Dennoch bedauert Zappen-Thomson, dass die deutschsprachige Gemeinschaft vor etwa einem Jahrhundert nicht kreativer mit ihrer Sprache umgegangen ist. „Man war bestrebt, alles so auszudrücken, wie man das in Deutschland gemacht hat. Der Regen ist ein gutes Beispiel. Als ich das erste Mal nach Deutschland kam und dort Regen erlebte, dachte ich, dass ist doch etwas ganz anderes als das ‚tröpfeln‘ oder ‚nieseln‘, das ich aus Namibia kenne.“ Stattdessen begeistert sich Zappen-Thomson für afrikaanse Ausdrücke wie „dann reen die stoff nat“ („es regnet den Staub nass“).

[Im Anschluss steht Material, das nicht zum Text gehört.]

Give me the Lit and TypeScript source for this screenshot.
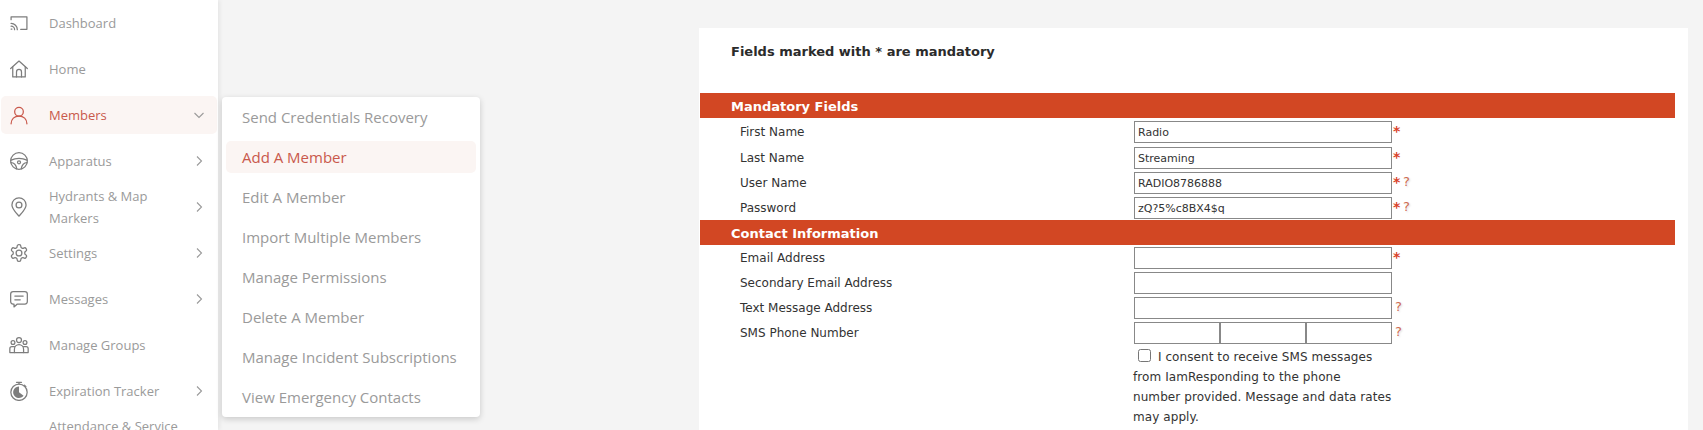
import { LitElement, html, css, svg } from "lit";
import { customElement } from "lit/decorators.js";

const icons: Record<string, unknown> = {
  cast: svg`<path d="M2.5 8V4.500h19v15h-7.500"/><path d="M2.500 12.500a7.500 7.500 0 0 1 7.500 7.500"/><path d="M2.500 15.800a4.200 4.200 0 0 1 4.200 4.200"/><path d="M2.500 19.200h1"/>`,
  home: svg`<path d="M2 11.500 12 2.500l10 9"/><path d="M4.500 9.500V21.500h15V9.500"/><path d="M9 21.500v-6a3 3 0 0 1 6 0v6"/>`,
  user: svg`<circle cx="12" cy="8" r="5.200"/><path d="M2.500 22.500c0-5.500 4-9.300 9.500-9.300s9.500 3.800 9.500 9.300"/>`,
  wheel: svg`<circle cx="12" cy="12" r="10"/><path d="M2.500 11c3-1.500 6-2.200 9.500-2.200s6.500.7 9.500 2.200"/><path d="M2.300 14c3.500 0 6.200 2.500 7 7.500"/><path d="M21.700 14c-3.500 0-6.200 2.500-7 7.500"/><circle cx="12" cy="13.500" r="1.800"/>`,
  pin: svg`<path d="M12 23c-4-4.500-8.500-9-8.500-13.500a8.500 8.500 0 0 1 17 0C20.500 14 16 18.500 12 23Z"/><circle cx="12" cy="9.500" r="3.500"/>`,
  gear: svg`<path d="M12.220 2h-.44a2 2 0 0 0-2 2v.18a2 2 0 0 1-1 1.730l-.43.250a2 2 0 0 1-2 0l-.15-.080a2 2 0 0 0-2.730.730l-.22.380a2 2 0 0 0 .730 2.730l.15.100a2 2 0 0 1 1 1.720v.510a2 2 0 0 1-1 1.740l-.15.090a2 2 0 0 0-.730 2.730l.22.380a2 2 0 0 0 2.730.730l.15-.080a2 2 0 0 1 2 0l.43.250a2 2 0 0 1 1 1.730V20a2 2 0 0 0 2 2h.44a2 2 0 0 0 2-2v-.18a2 2 0 0 1 1-1.730l.43-.250a2 2 0 0 1 2 0l.15.080a2 2 0 0 0 2.730-.730l.22-.390a2 2 0 0 0-.730-2.730l-.15-.080a2 2 0 0 1-1-1.740v-.5a2 2 0 0 1 1-1.740l.15-.090a2 2 0 0 0 .730-2.730l-.22-.380a2 2 0 0 0-2.730-.730l-.15.080a2 2 0 0 1-2 0l-.43-.250a2 2 0 0 1-1-1.730V4a2 2 0 0 0-2-2z"/><circle cx="12" cy="12" r="3.500"/>`,
  msg: svg`<path d="M5 3h14a3 3 0 0 1 3 3v9a3 3 0 0 1-3 3h-9l-4 3.500V18H5a3 3 0 0 1-3-3V6a3 3 0 0 1 3-3Z"/><path d="M7 8.500h10M7 13h6.500"/>`,
  group: svg`<circle cx="12" cy="6" r="3"/><circle cx="4.800" cy="9" r="2.300"/><circle cx="19.200" cy="9" r="2.300"/><path d="M6.500 21v-4a5.500 5.500 0 0 1 11 0v4"/><path d="M6.500 14H3.500A2.500 2.500 0 0 0 1 16.500V21h22v-4.500a2.500 2.500 0 0 0-2.500-2.500h-3"/>`,
  timer: svg`<circle cx="12" cy="13.500" r="9.800"/><path d="M9 1.500h6M12 1.500v2.200M18.500 5l1.800 1.800"/><path class="fill" d="M12 6.500a7 7 0 1 0 5.500 11.300L12 13.500Z"/>`,
};

const side = [
  { icon: "cast", label: "Dashboard" },
  { icon: "home", label: "Home" },
  { icon: "user", label: "Members", open: true, active: true },
  { icon: "wheel", label: "Apparatus", more: true },
  { icon: "pin", label: "Hydrants & Map Markers", more: true },
  { icon: "gear", label: "Settings", more: true },
  { icon: "msg", label: "Messages", more: true },
  { icon: "group", label: "Manage Groups" },
  { icon: "timer", label: "Expiration Tracker", more: true },
  { icon: "", label: "Attendance & Service Tracking", more: true },
];

const sub = [
  "Send Credentials Recovery",
  "Add A Member",
  "Edit A Member",
  "Import Multiple Members",
  "Manage Permissions",
  "Delete A Member",
  "Manage Incident Subscriptions",
  "View Emergency Contacts",
];

const mandatory = [
  { label: "First Name", value: "Radio", req: true, help: false, cls: "first" },
  { label: "Last Name", value: "Streaming", req: true, help: false, cls: "" },
  { label: "User Name", value: "RADIO8786888", req: true, help: true, cls: "" },
  { label: "Password", value: "zQ?5%c8BX4$q", req: true, help: true, cls: "" },
];
const contact = [
  { label: "Email Address", value: "", req: true, help: false, cls: "" },
  { label: "Secondary Email Address", value: "", req: false, help: false, cls: "" },
  { label: "Text Message Address", value: "", req: false, help: true, cls: "" },
];

@customElement("app-root")
export class AppRoot extends LitElement {
  static styles = css`
    :host { display: block; height: 430px; overflow: hidden; background: #f4f4f4; position: relative; }
    * { box-sizing: border-box; }
    .page { display: grid; grid-template-columns: 218px 1fr; height: 430px; overflow: hidden; }
    .side { background: #fff; box-shadow: 2px 0 4px rgba(0,0,0,.06); font: 13px/22px "Open Sans", sans-serif; color: #9a9a9a; height: 430px; overflow: hidden; position: relative; z-index: 1; display: flex; flex-direction: column; gap: 8px; padding: 4px 1px 0; }
    .item { flex: 0 0 38px; height: 38px; border-radius: 5px; display: grid; grid-template-columns: 40px 132px 1fr; grid-template-rows: 38px; align-items: center; padding-left: 8px; }
    .item.active { background: #fbf5f3; color: #c9594c; }
    .ico { width: 20px; height: 20px; fill: none; stroke: #7d7d7d; stroke-width: 1.500; stroke-linecap: round; stroke-linejoin: round; }
    .active .ico { stroke: #c9594c; }
    .ico .fill { fill: #7d7d7d; stroke: none; }
    .chev { width: 10px; height: 10px; margin-left: 13px; fill: none; stroke: #9a9a9a; stroke-width: 1.100; }
    .main { padding: 28px 15px 0 481px; }
    .card { background: #fff; height: 402px; padding-left: 1px; padding-right: 13px; font: 12px/20px "DejaVu Sans", Verdana, sans-serif; color: #333; }
    .head { height: 65px; padding: 14px 0 0 31px; font-weight: 700; font-size: 13px; color: #2b2b2b; }
    .bar { height: 25px; background: #d24723; color: #fff; font-weight: 700; font-size: 13px; line-height: 25px; padding: 1px 0 0 31px; }
    .bar.next { margin-top: 1px; }
    .rows { display: flex; flex-direction: column; gap: 3px; padding-top: 3px; }
    .rows.tight { padding-top: 2px; }
    .row { display: grid; grid-template-columns: 394px 258px 1fr; padding-left: 40px; height: 22px; }
    .row.first { margin-bottom: 1px; }
    .label { line-height: 23px; }
    input.txt { width: 100%; height: 22px; border: 1px solid #888; background: #fff; padding: 0 3px; margin: 0; font: 11px "DejaVu Sans", Verdana, sans-serif; color: #333; border-radius: 0; outline: none; display: block; }
    .phone { display: grid; grid-template-columns: repeat(3, 1fr); }
    .marks { display: flex; align-items: flex-start; padding-left: 1px; line-height: 20px; }
    .req { color: #d9432a; font-weight: 700; width: 8px; font-size: 14px; }
    .q { color: #cf6a50; font-size: 13px; padding-left: 2px; text-shadow: 1px 1px 2px rgba(0,0,0,.15); }
    .consent { margin: 3px 0 0 433px; width: 258px; line-height: 20px; font-size: 12px; letter-spacing: .08px; white-space: nowrap; }
    .consent input { margin: 0 3px 0 5px; width: 13px; height: 13px; vertical-align: -1px; }
    .menu { position: absolute; left: 222px; top: 97px; width: 258px; height: 320px; background: #fff; border-radius: 4px; box-shadow: 0 2px 6px rgba(0,0,0,.18); padding: 4px 4px 0; z-index: 2; font: 15px/32px "Open Sans", sans-serif; color: #9a9a9a; display: flex; flex-direction: column; gap: 8px; }
    .menu div { height: 32px; flex: 0 0 32px; padding-left: 16px; border-radius: 5px; white-space: nowrap; }
    .menu .on { background: #fbf5f3; color: #c9594c; }
  `;

  private chev(open?: boolean) {
    return html`<svg class="chev" viewBox="0 0 10 10">${open ? svg`<path d="M.5 3 5 7.500 9.500 3"/>` : svg`<path d="M3 .5 7.500 5 3 9.500"/>`}</svg>`;
  }

  private marks(req: boolean, help: boolean) {
    return html`<div class="marks">${req ? html`<span class="req">*</span>` : ""}${help ? html`<span class="q">?</span>` : ""}</div>`;
  }

  private row(r: { label: string; value: string; req: boolean; help: boolean; cls: string }) {
    return html`<div class="row ${r.cls}"><div class="label">${r.label}</div><input class="txt" .value=${r.value} />${this.marks(r.req, r.help)}</div>`;
  }

  render() {
    return html`
      <div class="page">
        <nav class="side">
          ${side.map(s => html`<div class="item ${s.active ? "active" : ""}">
            ${s.icon ? html`<svg class="ico" viewBox="0 0 24 24">${icons[s.icon]}</svg>` : html`<span></span>`}
            <span>${s.label}</span>
            ${s.more || s.open ? this.chev(s.open) : ""}
          </div>`)}
        </nav>
        <main class="main">
          <section class="card">
            <div class="head">Fields marked with * are mandatory</div>
            <div class="bar">Mandatory Fields</div>
            <div class="rows">${mandatory.map(r => this.row(r))}</div>
            <div class="bar next">Contact Information</div>
            <div class="rows tight">
              ${contact.map(r => this.row(r))}
              <div class="row">
                <div class="label">SMS Phone Number</div>
                <div class="phone"><input class="txt" /><input class="txt" /><input class="txt" /></div>
                ${this.marks(false, true)}
              </div>
            </div>
            <div class="consent"><input type="checkbox" /> I consent to receive SMS messages<br />from IamResponding to the phone<br />number provided. Message and data rates<br />may apply.</div>
          </section>
        </main>
      </div>
      <div class="menu">
        ${sub.map((s, i) => html`<div class=${i === 1 ? "on" : ""}>${s}</div>`)}
      </div>
    `;
  }
}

Laut der Sprachdozentin sollten Deutschsprechende Veränderungen nicht befürchten, sie wären unausweichlicher Teil der Entwicklung einer Sprache. Auch um die Zukunft der deutschen Sprache in Namibia ist ihr nicht bange: „Ich sehe das Glas grundsätzlich halb voll. In 20 Jahren werden wir ein anderes Deutsch sprechen als heute. Aber die Sprache bleibt erhalten, nicht zuletzt aufgrund des Einsatzes vieler Menschen aller Altersklassen.“
Die Ergebnisse der gemeinschaftlichen Forschungsarbeit zum Thema Namdeutsch werden momentan wissenschaftlich geprüft. Mit einer endgültigen Veröffentlichung ist in einigen Monaten zu rechnen, dann werden auch alle Teilnehmer der Studie informiert. Im Anschluss soll weiter geforscht werden.
„Dialekte gehören zu gewissen Regionen einfach dazu. Sie zu pflegen und zu erhalten ist lohnenswert für die Menschen, die dadurch auch ihre Identität ausdrücken“, zeigt sich Marianne Zappen-Thomson von der Bedeutung ihres Forschungsfeldes überzeugt.